Let’s take that one step further: how did it come to be that Heilbut can write so knowingly and vividly about subjects whose only apparent connection is that he’s interested in them? He takes that on in the book’s title essay, which travels from a look at fandom in general to an exploration of his own.

As strong as the “other meditations” material is, the gays-in-the-black-church and Franklin pieces are easily the most compelling. They’re less dependent on Heilbut’s prior work than the other essays, but more to the point, they’re more energetic and passionate. There’s a reason for that: gospel music gave Heilbut’s young life meaning and hope. As a bullied youth, gospel became his balm in Gilead.

“Gospel grounded me and kept me sane,” he writes, “not because ‘it gets better,’ but because for most people, it does not. Blues knows this. But gospel won me with its complex balance of the joyous and the grim — or, as I subtitled my first book, its good news and bad times.”

That faith in the power of the music and the dogged humanity of its voices not only sustained him emotionally, it also opened a professional path (as a gospel record producer as well as a chronicler of its life and times).

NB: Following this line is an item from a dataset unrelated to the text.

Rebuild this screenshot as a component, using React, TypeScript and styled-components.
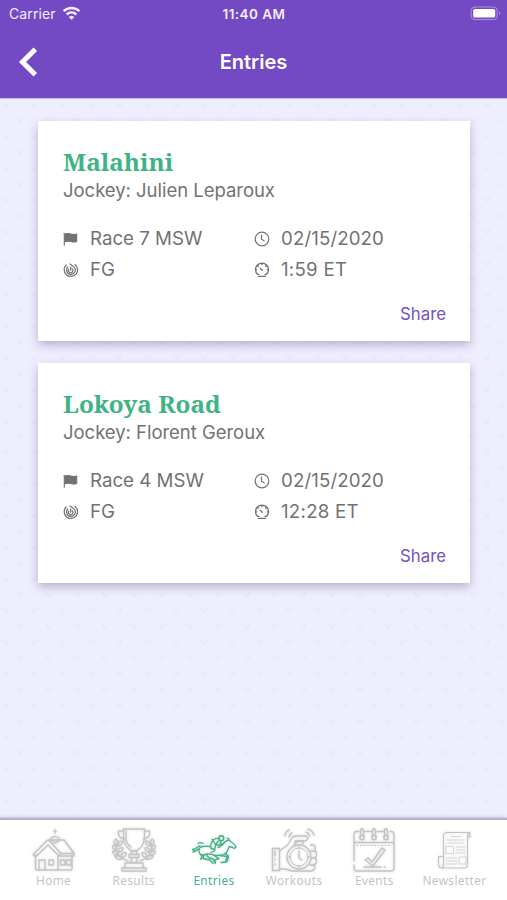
import React from "react";
import styled, { createGlobalStyle } from "styled-components";

const Global = createGlobalStyle`
  * { box-sizing: border-box; }
  body { margin: 0; background: #efeeff; font-family: Inter, "Liberation Sans", sans-serif; }
`;

const tile = encodeURIComponent(
  `<svg xmlns="http://www.w3.org/2000/svg" width="28.3" height="31.6" viewBox="0 0 28.3 31.6"><g fill="none" stroke="#dddbed" stroke-opacity=".36" stroke-width="1.6"><path d="M3 10l1.5 3 2 1 2-4"/><path d="M18 26l1 3 2 1 2-4"/></g></svg>`
);

const Screen = styled.div`
  width: 507px;
  height: 900px;
  display: flex;
  flex-direction: column;
  overflow: hidden;
  background: #efeeff url("data:image/svg+xml,${tile}") 0 -2px;
`;

const Header = styled.header`
  height: 98px;
  flex: none;
  background: #7349c4;
  color: #fff;
  box-shadow: 0 1px 0 #c8bbe9;
`;

const StatusBar = styled.div`
  height: 28px;
  display: grid;
  grid-template-columns: 1fr auto 1fr;
  align-items: center;
  padding: 0 6px 1px 9px;
  font-size: 14px;
  color: #f3edff;
`;

const Carrier = styled.div`
  display: flex;
  align-items: center;
  gap: 6px;
  letter-spacing: 0.1px;
`;

const Clock = styled.div`
  font-weight: 600;
  font-size: 13.5px;
  letter-spacing: 0.45px;
  padding-right: 2px;
`;

const BatterySlot = styled.div`
  display: flex;
  justify-content: flex-end;
`;

const TitleBar = styled.div`
  height: 68px;
  display: grid;
  grid-template-columns: 60px 1fr 60px;
  align-items: center;
`;

const BackButton = styled.button`
  border: 0;
  padding: 0 0 0 18px;
  background: none;
  color: #fff;
  display: flex;
`;

const PageTitle = styled.h1`
  margin: 0;
  text-align: center;
  font-size: 20px;
  font-weight: 600;
  letter-spacing: 0;
`;

const List = styled.main`
  flex: 1;
  display: flex;
  flex-direction: column;
  gap: 22px;
  padding: 23px 37px 0 38px;
`;

const Card = styled.article`
  height: 220px;
  flex: none;
  background: #fff;
  padding: 27px 25px 0;
  box-shadow: 0 4px 9px rgba(70, 65, 110, 0.34);
`;

const HorseName = styled.h2`
  margin: 0;
  height: 29px;
  line-height: 28px;
  font-family: "Noto Serif", "DejaVu Serif Condensed", "DejaVu Serif", serif;
  font-size: 24.3px;
  font-weight: 700;
  color: #3fb383;
  white-space: nowrap;
`;

const Jockey = styled.div`
  height: 26px;
  line-height: 26px;
  font-size: 18.5px;
  letter-spacing: -0.03px;
  color: #727272;
`;

const Facts = styled.div`
  display: grid;
  grid-template-columns: 191px 1fr;
  grid-auto-rows: 31px;
  margin-top: 20px;
`;

const Fact = styled.div<{ $tracking?: number }>`
  display: flex;
  align-items: center;
  gap: 11px;
  font-size: 18.7px;
  letter-spacing: ${(p) => p.$tracking ?? 0}px;
  color: #727272;
  white-space: nowrap;
`;

const Share = styled.button`
  display: block;
  margin: 18px -1px 0 auto;
  padding: 0;
  border: 0;
  background: none;
  font-family: inherit;
  font-size: 16.8px;
  line-height: 22px;
  color: #7551c3;
`;

const TabBar = styled.nav`
  height: 80px;
  flex: none;
  display: grid;
  grid-template-columns: repeat(6, 80.2px);
  padding: 7px 13px 0 13.5px;
  background: #fff;
  box-shadow: 0 -1px 1px 1px #b3b2c9, 0 -3px 3px #c9c8de;
`;

const Tab = styled.a<{ $active?: boolean }>`
  display: flex;
  flex-direction: column;
  align-items: center;
  font-family: "Noto Sans", sans-serif;
  font-size: 11.8px;
  line-height: 14px;
  letter-spacing: 0.4px;
  color: ${(p) => (p.$active ? "#3fb383" : "#c4c4c4")};
`;

const Line = styled.svg`
  display: block;
  flex: none;
  fill: none;
  stroke: currentColor;
  stroke-linecap: round;
  stroke-linejoin: round;
`;

const TabIcon = styled(Line)`
  filter: drop-shadow(0 0 1.5px rgba(120, 120, 120, 0.28));
`;

const FlagIcon = () => (
  <Line width="16" height="16" viewBox="0 0 16 16" strokeWidth="1.1">
    <path d="M1.3 2.2v12" />
    <path d="M2 3c3-.8 4.6-.5 6 .1 2 .7 3.8.6 5.7 0v7.5c-2 .7-3.8.6-5.7 0-2-.7-4-.4-6 .2z" fill="currentColor" />
  </Line>
);
const TrackIcon = () => (
  <Line width="16" height="16" viewBox="0 0 16 16" strokeWidth="1.25">
    <path d="M3.2 3A6.7 6.7 0 1 0 12 2.5" />
    <path d="M4.8 5A4.4 4.4 0 1 0 10.4 4.4L7 2" />
    <path d="M5.6 7.4A2.3 2.3 0 1 0 9.3 6.8M7.7 5v3.2" />
  </Line>
);
const TimeIcon = () => (
  <Line width="16" height="16" viewBox="0 0 16 16" strokeWidth="1.2">
    <circle cx="8" cy="8" r="6.8" />
    <path d="M7.5 4v4.3l2.6 1.4" />
  </Line>
);
const GaugeIcon = () => (
  <Line width="16" height="16" viewBox="0 0 16 16" strokeWidth="1.3">
    <path d="M3.5 12.3a6.5 6.5 0 1 1 9 0M4.3 14.3h7.4M3.5 12.3h1.6M12.5 12.3h-1.6M8 1.5v1.3M1.5 7.8h1.2M13.3 7.8h1.2M3.5 3.5l.8.8M12.5 3.5l-.8.8M6.2 6.2l2 2" />
  </Line>
);

const HomeIcon = () => (
  <TabIcon width="46" height="46" viewBox="0 0 46 46" strokeWidth="1.4">
    <path d="M4.5 28v13.5q0 1.5 2 1.5h33q1.5 0 1.5-1.5V29M27 28v15" />
    <path d="M2 27.5 15.5 14q1.5-1.5 3 0L30 26.5l-2 2.5-11-11L4.5 30zM17 13h16l10 13v3H29M33 13l10 13.5H30" />
    <path d="M8 43V33h6v10M18 33h4.5v5H18zM29.5 33H34v5h-4.5zM35.5 33H40v5h-4.5z" />
    <path d="M20 13v-2c1.5-1.8 6.5-1.8 8 0v3l-4 2.2z" />
    <path d="M24 7V2M22.5 4.5h3" strokeWidth="1" />
  </TabIcon>
);
const TrophyIcon = () => (
  <TabIcon width="46" height="46" viewBox="0 0 46 46" strokeWidth="1.4">
    <path d="M12.5 2h21v8c0 7-4 12-8.5 14h-4c-4.5-2-8.5-7-8.5-14zM12 4H7.5c-1 4 1.5 8 6 8M34 4h4.5c1 4-1.5 8-6 8" />
    <path d="M15 4v7c0 4 2 7 5 9M20.5 24h5v3.5h-5zM18 27.5h10v3H18zM21 30.5l-1.5 5h7l-1.5-5M14 36h18v5H14zM11 41h24v3H11z" />
    <path d="M7 14C3 22 6 30 17 34M39 14c4 8 1 16-10 20" />
    {[0, 1].map((i) => (
      <g key={i} transform={i ? "matrix(-1 0 0 1 46 0)" : undefined}>
        <path d="M6 18c-4-2-4-4-1-6 2 2 2 4 1 6zM5.5 23c-4-1-5-3-3-5 3 1 4 3 3 5zM7 28c-4 0-6-2-5-4 4 0 5 2 5 4zM11 32c-4 1-6 0-7-3 4-1 6 0 7 3zM7 19c0-3 2-5 4-5 1 3-1 5-4 5zM7 25c1-4 3-5 5-4 0 3-2 4-5 4zM10 30c0-4 3-5 5-4 0 3-2 5-5 4z" />
      </g>
    ))}
  </TabIcon>
);
const HorseIcon = () => (
  <TabIcon width="46" height="46" viewBox="0 0 46 46" strokeWidth="1.35">
    <path d="M10 20c3-1.5 6-.5 9-.5M27 20.5c3-.3 5-3 7-5.5 1.5-1.5 3-2 4.5-2l1 1.5c2.5 1.2 4.5 3.2 5.5 5.2-.5 1.8-2 1.8-3 1l-3.5-1.2c-1.5 2-1.5 4.5-3.5 6.5" />
    <path d="M10 20c-3 1.5-2.5 5-1 7 2 2 4.5 1 7 0 3.5-1 6 1.5 10 1.5 3 0 6-.2 9-2" />
    <path d="M9 19c-3 0-3 3-7.5 3.5 2 .3 2 1 .5 2.5 3 0 3-2.5 6-3M7 16.5c1.5-1 3.5-1 5 0" />
    <path d="M10 27.5c1.5 2 .5 4-.5 5M13 28l-1 3.5 7 1.5 3 3.5M16 28.5l1.5 2 4.5 1.5 2 4M23 28.5l5 3-4.5 1.5 1 3M29 28.5l7 1-1.5 5.5-4.5.5M34 26.5l3.5 2.5-1 5-1.5 1" />
    <circle cx="30.3" cy="11.2" r="2.5" />
    <path d="M28 11.5c-3-.5-6 1-7.5 4-1 2-1 4-.5 6l3.5 1M27.5 14l-3 3.5 4 1 4-2.5M24.5 18.5l-1 5.5-3.5 1.5M21 12l3 5M30 14l-1 4M38 12l-2-1" />
  </TabIcon>
);
const StopwatchIcon = () => (
  <TabIcon width="46" height="46" viewBox="0 0 46 46" strokeWidth="1.4">
    <path d="M1.5 21.5h7v22h-7zM4 24v5M4 32v1M4 37v1M8.5 24l8-6 5-8c1.5-1.5 7-1 13-1 3 0 3 4 0 5h-8l-4 5" />
    <path d="M8.5 42h6l6 2h20c4-1 4-5 2-6 4-1 4-6 1-7 3-2 3-6 0-7 2-4 0-7-4-6" />
    <circle cx="28" cy="30" r="12" />
    <circle cx="28" cy="30" r="9" strokeWidth="1" />
    <path d="M28 24v7l3 2M24 17v-3h8v3M28 20v1M28 39v1M18 30h1M37 30h1M38 24h5M40 31h4M39 38h4" />
    <path d="M14 9c0-3 2-5 4-6M18 10c0-2 1-3 3-4M37 2c3 1 5 3 6 6M35 5c2 1 3 2 4 4" />
  </TabIcon>
);
const CalendarIcon = () => (
  <TabIcon width="46" height="46" viewBox="0 0 46 46" strokeWidth="1.4">
    <path d="M8 4.5H4.5Q3 5 3 8v26M3 38v2.5Q3 44 6 44h34q3 0 3-3V8q0-3.5-3-3.5h-1M14 4.5h6.5M26 4.5h6.5M3 15.5h40" />
    <path d="M6 18.5h35" strokeWidth="1" strokeDasharray="1 2.5" />
    <path d="M9.5 10V4c0-3 3-3 3 0v6M21.5 10V4c0-3 3-3 3 0v6M33.5 10V4c0-3 3-3 3 0v6" />
    <circle cx="11" cy="10.5" r="2.3" />
    <circle cx="23" cy="10.5" r="2.3" />
    <circle cx="35" cy="10.5" r="2.3" />
    <path d="m14 33 3-2 4 4 10-14 3 2-12 16zM13 40h17M33 40h1" />
  </TabIcon>
);
const NewspaperIcon = () => (
  <TabIcon width="46" height="46" viewBox="0 0 46 46" strokeWidth="1.1">
    <path d="M11.5 29V9q0-3.5 3.5-3.5h23q-2.5 1-2.5 4V37q0 4-3 4H10q-3.500 0-3.500-4v-7.500h5V37q0 4-2.500 4M35.500 10H38V7q0-1.500-1.500-1.500" />
    <path d="M19 9.500h10M15 13h17M15 16h17M24 20h9M24 23h9M24 26h9M14 31h11M14 34h11M14 37h11M14 19.500h7.500v7H14zM27.500 30H34v7h-6.500z" strokeWidth=".65" />
  </TabIcon>
);

const entries = [
  { name: "Malahini", jockey: "Julien Leparoux", race: "Race 7 MSW", date: "02/15/2020", track: "FG", time: "1:59 ET" },
  { name: "Lokoya Road", jockey: "Florent Geroux", race: "Race 4 MSW", date: "02/15/2020", track: "FG", time: "12:28 ET" },
];

const tabs = [
  { label: "Home", Icon: HomeIcon },
  { label: "Results", Icon: TrophyIcon },
  { label: "Entries", Icon: HorseIcon },
  { label: "Workouts", Icon: StopwatchIcon },
  { label: "Events", Icon: CalendarIcon },
  { label: "Newsletter", Icon: NewspaperIcon },
];

export default function App() {
  return (
    <Screen>
      <Global />
      <Header>
        <StatusBar>
          <Carrier>
            Carrier
            <Line width="19" height="15" viewBox="0 0 19 15" strokeWidth="2.4">
              <path d="M1.6 5.2c4.600-4.300 11.200-4.300 15.800 0M4.700 8.500c2.900-2.600 6.700-2.600 9.600 0" strokeLinecap="butt" />
              <path d="M9.500 13.400 7.200 11q2.300-1.800 4.600 0z" fill="currentColor" strokeWidth=".6" />
            </Line>
          </Carrier>
          <Clock>11:40 AM</Clock>
          <BatterySlot>
            <Line width="31" height="15" viewBox="0 0 31 15">
              <rect x="1.2" y="1" width="26" height="12.6" rx="3.5" stroke="#ac91df" />
              <rect x="3.2" y="3" width="22" height="8.6" rx="1.6" fill="#fff" stroke="none" />
              <path d="M29 5.500q2.200 1.800 0 3.600z" fill="#ac91df" stroke="none" />
            </Line>
          </BatterySlot>
        </StatusBar>
        <TitleBar>
          <BackButton aria-label="Back">
            <Line width="22" height="32" viewBox="0 0 22 32" strokeWidth="5">
              <path d="M17.300 3.200 4.500 16l12.800 12.800" strokeLinecap="butt" strokeLinejoin="miter" />
            </Line>
          </BackButton>
          <PageTitle>Entries</PageTitle>
        </TitleBar>
      </Header>
      <List>
        {entries.map((e) => (
          <Card key={e.name}>
            <HorseName>{e.name}</HorseName>
            <Jockey>Jockey: {e.jockey}</Jockey>
            <Facts>
              <Fact><FlagIcon />{e.race}</Fact>
              <Fact $tracking={0.1}><TimeIcon />{e.date}</Fact>
              <Fact><TrackIcon />{e.track}</Fact>
              <Fact $tracking={0.25}><GaugeIcon />{e.time}</Fact>
            </Facts>
            <Share>Share</Share>
          </Card>
        ))}
      </List>
      <TabBar>
        {tabs.map(({ label, Icon }) => (
          <Tab key={label} $active={label === "Entries"}>
            <Icon />
            {label}
          </Tab>
        ))}
      </TabBar>
    </Screen>
  );
}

But he’s yet to become jaded about it, or too far beyond his difficult years to still draw sustenance from it. He can’t stop thinking about it, and he won’t stop loving it. Ain’t no fan, he surmises, quite like a lifelong one:

“Keats, who dwelled in melancholy, longed for ‘a life of sensation, and not of thought.’ That immersion in sensation can be a fan’s highest bliss. But then he may aspire to something else: and dream of becoming, in Wallace Stevens’ words, ‘the man who has had time to think enough.’ Sensation and thought: that may be an old fan’s last reward.”

Heilbut, ultimately, is part historian and part critic. Those who enter either vocation generally do so because they’re drawn to the subject for reasons of both the head and the heart. Heilbut brings all of both those resources to bear in his work, and when they’re fully engaged, as in the best moments here, the learned, rear-gazing wistfulness the above passage implies seems a long way off.